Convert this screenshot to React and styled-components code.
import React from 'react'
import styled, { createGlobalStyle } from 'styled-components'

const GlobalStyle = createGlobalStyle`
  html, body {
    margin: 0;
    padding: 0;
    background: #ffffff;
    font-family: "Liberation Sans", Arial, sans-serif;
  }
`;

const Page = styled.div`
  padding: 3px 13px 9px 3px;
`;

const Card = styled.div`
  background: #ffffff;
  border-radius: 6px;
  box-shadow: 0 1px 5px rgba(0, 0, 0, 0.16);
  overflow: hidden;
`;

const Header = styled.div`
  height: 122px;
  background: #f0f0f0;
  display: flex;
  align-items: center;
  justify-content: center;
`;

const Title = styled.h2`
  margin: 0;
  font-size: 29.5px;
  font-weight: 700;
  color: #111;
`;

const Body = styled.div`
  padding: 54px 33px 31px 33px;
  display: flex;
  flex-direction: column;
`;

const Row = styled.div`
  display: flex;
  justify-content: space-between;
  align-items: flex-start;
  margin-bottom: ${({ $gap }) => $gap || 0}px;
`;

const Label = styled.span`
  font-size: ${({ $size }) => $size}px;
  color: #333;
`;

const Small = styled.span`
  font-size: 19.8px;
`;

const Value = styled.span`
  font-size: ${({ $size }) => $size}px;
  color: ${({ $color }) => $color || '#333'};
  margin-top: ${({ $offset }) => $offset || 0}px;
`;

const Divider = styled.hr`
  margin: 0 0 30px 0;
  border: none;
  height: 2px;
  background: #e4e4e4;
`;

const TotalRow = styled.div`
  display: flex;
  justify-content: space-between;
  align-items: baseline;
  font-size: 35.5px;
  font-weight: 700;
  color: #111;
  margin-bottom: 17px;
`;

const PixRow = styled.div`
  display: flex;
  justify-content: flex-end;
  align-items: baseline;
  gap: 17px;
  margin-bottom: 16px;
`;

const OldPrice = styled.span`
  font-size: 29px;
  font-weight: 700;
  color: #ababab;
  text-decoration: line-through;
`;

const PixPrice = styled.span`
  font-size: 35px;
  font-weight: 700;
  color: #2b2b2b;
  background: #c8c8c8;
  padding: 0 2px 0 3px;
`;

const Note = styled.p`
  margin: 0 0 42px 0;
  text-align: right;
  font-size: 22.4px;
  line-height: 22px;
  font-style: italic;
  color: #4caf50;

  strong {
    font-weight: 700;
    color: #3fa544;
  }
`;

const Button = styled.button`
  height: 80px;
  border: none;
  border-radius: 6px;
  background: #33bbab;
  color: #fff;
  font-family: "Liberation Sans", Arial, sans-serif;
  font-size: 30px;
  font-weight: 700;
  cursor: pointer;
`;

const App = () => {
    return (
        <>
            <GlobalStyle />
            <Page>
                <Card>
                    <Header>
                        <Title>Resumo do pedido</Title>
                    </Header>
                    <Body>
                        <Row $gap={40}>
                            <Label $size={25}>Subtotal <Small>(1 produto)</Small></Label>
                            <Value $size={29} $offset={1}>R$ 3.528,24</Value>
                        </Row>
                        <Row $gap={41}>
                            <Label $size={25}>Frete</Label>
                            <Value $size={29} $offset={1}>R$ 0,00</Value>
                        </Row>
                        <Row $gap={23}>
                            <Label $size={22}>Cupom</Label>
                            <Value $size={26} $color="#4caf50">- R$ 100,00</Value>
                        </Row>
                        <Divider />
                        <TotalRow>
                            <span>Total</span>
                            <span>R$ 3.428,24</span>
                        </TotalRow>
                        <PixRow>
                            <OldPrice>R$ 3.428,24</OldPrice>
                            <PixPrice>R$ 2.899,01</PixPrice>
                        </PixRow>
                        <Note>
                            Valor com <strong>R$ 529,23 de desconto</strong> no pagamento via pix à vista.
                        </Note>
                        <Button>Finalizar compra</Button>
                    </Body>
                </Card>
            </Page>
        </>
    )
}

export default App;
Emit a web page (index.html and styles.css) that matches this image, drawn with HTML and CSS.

==

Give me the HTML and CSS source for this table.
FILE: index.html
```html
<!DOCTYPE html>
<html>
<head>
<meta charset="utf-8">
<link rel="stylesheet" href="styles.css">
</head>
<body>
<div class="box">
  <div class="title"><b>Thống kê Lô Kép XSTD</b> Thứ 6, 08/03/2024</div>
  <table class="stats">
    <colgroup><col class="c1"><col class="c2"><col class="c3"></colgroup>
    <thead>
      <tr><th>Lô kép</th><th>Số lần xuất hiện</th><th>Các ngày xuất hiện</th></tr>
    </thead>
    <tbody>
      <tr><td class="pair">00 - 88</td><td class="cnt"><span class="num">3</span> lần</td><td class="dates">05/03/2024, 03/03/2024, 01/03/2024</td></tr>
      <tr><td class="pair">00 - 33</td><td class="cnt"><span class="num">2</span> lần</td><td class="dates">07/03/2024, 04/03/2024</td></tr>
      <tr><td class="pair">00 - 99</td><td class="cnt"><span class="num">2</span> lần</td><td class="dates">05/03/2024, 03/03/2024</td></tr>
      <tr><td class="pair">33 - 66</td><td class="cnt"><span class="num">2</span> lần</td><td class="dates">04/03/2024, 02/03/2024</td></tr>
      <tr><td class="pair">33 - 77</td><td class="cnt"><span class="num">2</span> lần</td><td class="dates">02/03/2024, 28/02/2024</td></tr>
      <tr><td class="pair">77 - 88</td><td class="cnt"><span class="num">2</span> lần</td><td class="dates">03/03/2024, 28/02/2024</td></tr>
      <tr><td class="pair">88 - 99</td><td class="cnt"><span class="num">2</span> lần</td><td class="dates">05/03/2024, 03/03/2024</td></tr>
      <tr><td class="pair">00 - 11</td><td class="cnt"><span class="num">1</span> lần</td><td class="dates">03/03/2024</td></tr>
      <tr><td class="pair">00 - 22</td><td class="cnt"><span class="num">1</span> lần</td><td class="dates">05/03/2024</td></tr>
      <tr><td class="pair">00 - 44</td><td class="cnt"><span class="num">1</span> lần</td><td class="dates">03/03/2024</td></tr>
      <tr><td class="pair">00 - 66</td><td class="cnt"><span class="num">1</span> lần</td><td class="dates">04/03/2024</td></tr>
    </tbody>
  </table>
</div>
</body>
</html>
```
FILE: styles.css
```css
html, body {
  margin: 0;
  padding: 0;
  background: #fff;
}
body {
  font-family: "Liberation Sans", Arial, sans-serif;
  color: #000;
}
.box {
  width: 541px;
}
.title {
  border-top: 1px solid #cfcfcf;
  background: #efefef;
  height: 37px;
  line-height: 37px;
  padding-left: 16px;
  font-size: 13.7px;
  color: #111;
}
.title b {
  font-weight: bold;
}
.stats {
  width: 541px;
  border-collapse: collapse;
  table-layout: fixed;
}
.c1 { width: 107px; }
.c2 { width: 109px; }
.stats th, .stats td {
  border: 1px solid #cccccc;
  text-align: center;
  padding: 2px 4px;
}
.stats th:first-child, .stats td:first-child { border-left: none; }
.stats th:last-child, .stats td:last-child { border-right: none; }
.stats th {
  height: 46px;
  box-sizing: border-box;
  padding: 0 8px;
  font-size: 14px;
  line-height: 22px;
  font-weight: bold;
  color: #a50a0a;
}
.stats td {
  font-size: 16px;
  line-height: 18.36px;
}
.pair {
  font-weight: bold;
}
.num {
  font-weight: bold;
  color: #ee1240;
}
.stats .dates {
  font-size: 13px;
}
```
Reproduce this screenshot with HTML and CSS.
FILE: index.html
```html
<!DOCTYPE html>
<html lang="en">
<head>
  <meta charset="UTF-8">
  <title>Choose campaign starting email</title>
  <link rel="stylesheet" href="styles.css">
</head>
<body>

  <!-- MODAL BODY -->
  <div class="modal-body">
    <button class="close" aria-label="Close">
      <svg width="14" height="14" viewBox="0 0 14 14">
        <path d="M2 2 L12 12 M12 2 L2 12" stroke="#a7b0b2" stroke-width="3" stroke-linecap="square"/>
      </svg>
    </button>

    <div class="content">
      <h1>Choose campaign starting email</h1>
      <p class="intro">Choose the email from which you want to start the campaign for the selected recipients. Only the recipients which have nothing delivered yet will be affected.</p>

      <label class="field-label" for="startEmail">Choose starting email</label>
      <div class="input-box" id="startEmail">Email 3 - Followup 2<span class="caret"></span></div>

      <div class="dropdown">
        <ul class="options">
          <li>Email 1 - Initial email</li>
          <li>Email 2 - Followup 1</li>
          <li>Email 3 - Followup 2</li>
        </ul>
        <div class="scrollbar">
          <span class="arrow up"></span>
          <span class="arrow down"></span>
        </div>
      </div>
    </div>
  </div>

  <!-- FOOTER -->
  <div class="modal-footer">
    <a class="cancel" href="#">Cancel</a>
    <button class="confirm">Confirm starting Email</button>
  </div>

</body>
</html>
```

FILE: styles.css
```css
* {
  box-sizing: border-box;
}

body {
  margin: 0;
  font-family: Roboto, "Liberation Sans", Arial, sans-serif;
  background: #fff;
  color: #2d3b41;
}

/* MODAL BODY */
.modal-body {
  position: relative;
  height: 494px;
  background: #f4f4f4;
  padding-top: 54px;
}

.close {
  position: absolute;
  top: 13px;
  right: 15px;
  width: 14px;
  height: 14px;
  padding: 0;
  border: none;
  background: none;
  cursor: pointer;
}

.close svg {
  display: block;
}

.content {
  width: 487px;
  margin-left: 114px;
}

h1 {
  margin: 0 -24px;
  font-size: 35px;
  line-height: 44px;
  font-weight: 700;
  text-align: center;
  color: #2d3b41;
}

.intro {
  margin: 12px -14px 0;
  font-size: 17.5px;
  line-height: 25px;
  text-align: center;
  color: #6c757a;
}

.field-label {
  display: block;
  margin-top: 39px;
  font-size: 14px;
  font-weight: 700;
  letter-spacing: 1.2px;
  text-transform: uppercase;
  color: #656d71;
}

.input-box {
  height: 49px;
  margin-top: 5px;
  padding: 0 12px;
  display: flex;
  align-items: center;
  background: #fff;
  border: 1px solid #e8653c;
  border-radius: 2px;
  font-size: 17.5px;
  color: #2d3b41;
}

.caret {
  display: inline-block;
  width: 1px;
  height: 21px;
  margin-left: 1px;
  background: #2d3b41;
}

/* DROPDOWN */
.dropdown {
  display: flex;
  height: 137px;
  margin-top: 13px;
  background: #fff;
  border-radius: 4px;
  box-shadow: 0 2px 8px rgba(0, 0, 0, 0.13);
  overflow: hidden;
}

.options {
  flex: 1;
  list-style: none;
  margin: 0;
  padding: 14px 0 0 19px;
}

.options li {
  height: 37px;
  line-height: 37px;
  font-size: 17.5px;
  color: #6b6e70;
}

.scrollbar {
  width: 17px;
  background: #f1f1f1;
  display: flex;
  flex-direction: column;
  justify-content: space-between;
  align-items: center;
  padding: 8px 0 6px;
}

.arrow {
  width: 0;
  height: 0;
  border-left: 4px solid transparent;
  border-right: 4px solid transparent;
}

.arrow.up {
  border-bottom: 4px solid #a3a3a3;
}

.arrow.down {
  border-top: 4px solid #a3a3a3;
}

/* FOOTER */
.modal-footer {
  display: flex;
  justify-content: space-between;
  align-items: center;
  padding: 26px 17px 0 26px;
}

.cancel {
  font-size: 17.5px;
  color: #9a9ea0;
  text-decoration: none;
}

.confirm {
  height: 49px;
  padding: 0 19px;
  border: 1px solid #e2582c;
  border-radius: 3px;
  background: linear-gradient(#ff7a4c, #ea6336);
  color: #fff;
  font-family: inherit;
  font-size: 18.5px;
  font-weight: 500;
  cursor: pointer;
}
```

--

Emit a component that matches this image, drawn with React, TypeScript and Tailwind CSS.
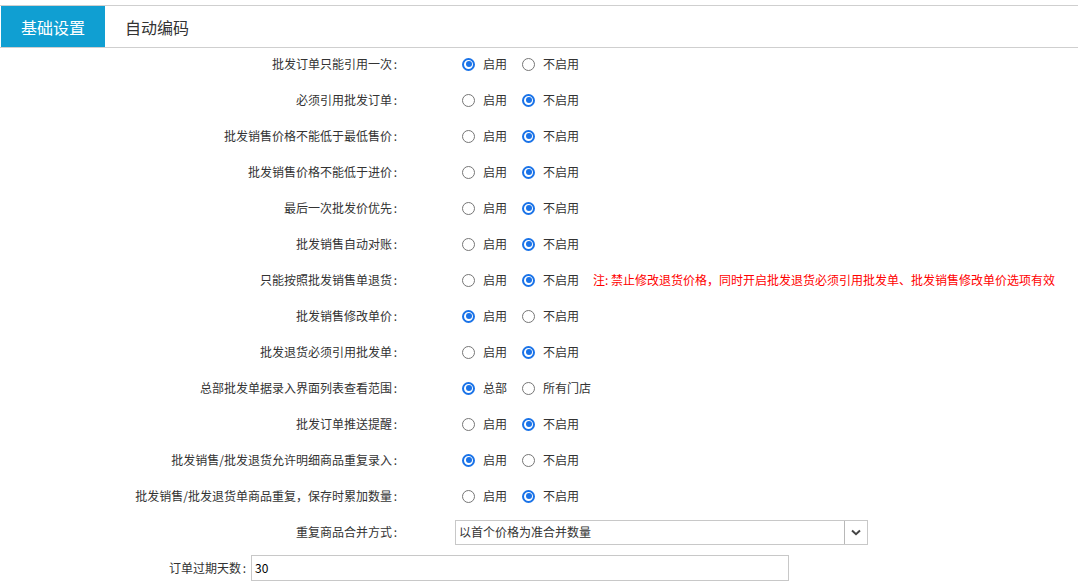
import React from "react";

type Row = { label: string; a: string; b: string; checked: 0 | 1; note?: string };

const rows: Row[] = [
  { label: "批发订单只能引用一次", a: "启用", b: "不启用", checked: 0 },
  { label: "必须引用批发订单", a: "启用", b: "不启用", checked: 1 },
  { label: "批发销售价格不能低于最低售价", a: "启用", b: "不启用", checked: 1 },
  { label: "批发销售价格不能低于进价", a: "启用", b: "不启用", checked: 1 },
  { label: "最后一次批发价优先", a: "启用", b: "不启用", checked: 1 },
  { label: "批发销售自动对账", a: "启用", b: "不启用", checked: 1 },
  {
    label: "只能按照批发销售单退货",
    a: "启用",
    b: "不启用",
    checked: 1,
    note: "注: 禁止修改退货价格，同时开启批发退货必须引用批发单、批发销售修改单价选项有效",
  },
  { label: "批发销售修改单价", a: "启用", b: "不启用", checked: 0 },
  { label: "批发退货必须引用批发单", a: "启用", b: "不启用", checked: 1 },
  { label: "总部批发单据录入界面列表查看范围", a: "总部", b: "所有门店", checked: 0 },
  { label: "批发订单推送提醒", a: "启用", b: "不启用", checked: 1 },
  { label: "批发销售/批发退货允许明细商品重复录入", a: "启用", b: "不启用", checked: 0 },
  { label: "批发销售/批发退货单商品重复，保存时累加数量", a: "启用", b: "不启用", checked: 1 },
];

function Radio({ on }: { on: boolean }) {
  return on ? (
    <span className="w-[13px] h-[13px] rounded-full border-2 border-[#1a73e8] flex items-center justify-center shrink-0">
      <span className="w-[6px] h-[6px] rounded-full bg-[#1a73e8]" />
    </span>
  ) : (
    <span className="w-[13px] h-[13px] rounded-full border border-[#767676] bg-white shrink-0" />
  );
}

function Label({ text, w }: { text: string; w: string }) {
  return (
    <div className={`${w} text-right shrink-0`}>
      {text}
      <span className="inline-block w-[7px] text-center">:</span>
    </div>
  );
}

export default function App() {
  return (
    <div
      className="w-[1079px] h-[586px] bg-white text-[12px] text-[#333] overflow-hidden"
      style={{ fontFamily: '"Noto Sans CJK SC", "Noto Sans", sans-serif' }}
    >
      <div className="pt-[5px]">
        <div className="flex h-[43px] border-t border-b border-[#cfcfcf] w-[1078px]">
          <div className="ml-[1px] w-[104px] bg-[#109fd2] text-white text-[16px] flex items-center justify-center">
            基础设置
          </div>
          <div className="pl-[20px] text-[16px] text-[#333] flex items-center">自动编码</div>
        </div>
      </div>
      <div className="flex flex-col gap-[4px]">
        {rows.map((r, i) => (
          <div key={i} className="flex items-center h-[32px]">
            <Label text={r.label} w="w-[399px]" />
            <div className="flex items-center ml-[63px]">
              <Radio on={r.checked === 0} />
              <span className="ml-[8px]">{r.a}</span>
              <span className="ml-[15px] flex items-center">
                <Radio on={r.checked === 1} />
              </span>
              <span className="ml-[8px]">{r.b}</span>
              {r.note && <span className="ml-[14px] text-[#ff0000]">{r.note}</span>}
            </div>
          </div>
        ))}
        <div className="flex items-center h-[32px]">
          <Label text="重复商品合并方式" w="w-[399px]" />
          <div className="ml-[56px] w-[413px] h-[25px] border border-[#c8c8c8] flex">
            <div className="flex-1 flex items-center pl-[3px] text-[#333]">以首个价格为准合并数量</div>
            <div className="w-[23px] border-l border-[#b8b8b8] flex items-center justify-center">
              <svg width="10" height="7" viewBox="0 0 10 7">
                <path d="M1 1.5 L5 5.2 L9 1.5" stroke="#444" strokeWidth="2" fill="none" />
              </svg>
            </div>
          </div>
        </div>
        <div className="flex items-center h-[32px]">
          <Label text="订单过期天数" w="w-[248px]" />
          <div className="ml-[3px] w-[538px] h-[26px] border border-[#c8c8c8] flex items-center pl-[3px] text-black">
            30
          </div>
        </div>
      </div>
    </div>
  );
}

**REQUIREMENTS:**
Only the lines from the one containing "Emit a component" down to the one containing "string; a: string;" should be copied, exactly and with both ends kept. Drop the pictures.

**RESPONSE FOR THIS EXERCISE:**
Emit a component that matches this image, drawn with React, TypeScript and Tailwind CSS.
import React from "react";

type Row = { label: string; a: string; b: string; checked: 0 | 1; note?: string };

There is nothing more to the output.